Recorder News Staff
During Wednesday's Greater Amsterdam School District Board of Education meeting, board members heard some updates on the New York State Education Department's review process and the Annual Professional Performance Review (APPR).
Robert Mark, director of elementary instruction, told the board that there are five buildings in the district that are identified as "focus" or "priority" schools by the state.
Following next week's winter vacation for the schools, Mark said the William B. Tecler Arts in Education Magnet School will have its state review, a three-day process of "actual on-site time."
Mark said the process will include two days of classroom visits and interviews and one day of work, writing up a report.
Mark said he spoke with Tecler faculty about the process so that everyone feels comfortable.
"The state will come back in mid-March to do their review of (the Ralph J) McNulty (Academy of International Studies and Literacy Magnet School)," he said.
And this year, the Marie Curie Institute of Engineering and Communications will do its self-review, Mark added.
The third review piece, the district review, was pushed back, he added.
One of the night's resolutions that the board passed called for staff members of the Capital Area School Development Association, who have been approved by the state, to provide the district with services as Outside Educational Experts as part of the review process for a fee not to exceed $48,720, paid out of a School Improvement Grant.

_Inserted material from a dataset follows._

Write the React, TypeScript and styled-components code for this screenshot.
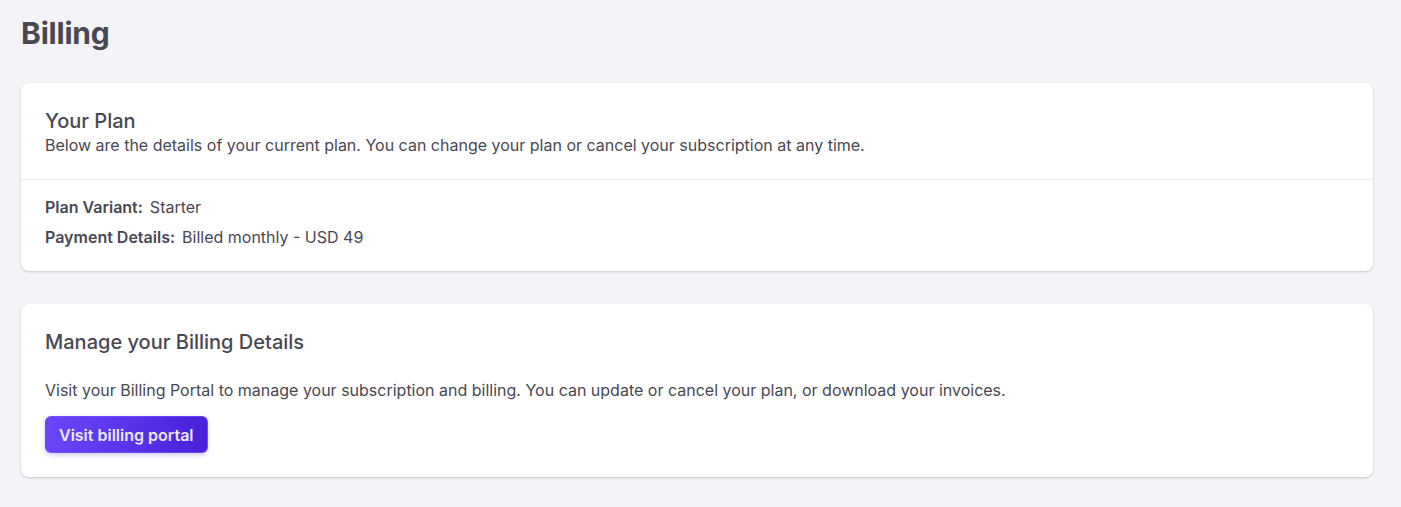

"The other portion is that the state requires we perform a series of surveys with the students related to the building a staff," Mark explained, adding that he is still waiting on some information about what company they will go with for the surveys.
The survey talks to students about their experiences in the classroom and will go to the review team for them to pair with the on-site reviews in order to help determine the "cause or series of causes" for the schools being named "focus" or "priority."
Susan Stoya, director of secondary instruction, said later that Amsterdam High School will also be doing a full review this year, but that has been pushed to April.
On the APPR end, Michele Downing, director of data and personnel for the district, said they've been moving forward since the plan was approved at the end of November.
Any free time -- like superintendent's conference days, workshops, and even free time during faculty meetings -- has been used to get teachers up to speed on the Danielson framework, she said.
"Everything is electronic so we don't have the paper shuffle."
Downing showed the board an example of the software that the district is using for the reviews.
"The communication here is fast. People know right off the bat what is going on," she said. "They get right back to their building principal. It's working very nicely."
Downing said the most important part is that even though it's required, the teachers and administrators are sitting down and talking about teaching and instruction and the good things that are happening in the classrooms.
"Some of the teachers that were apprehensive at the beginning are saying it's a good thing."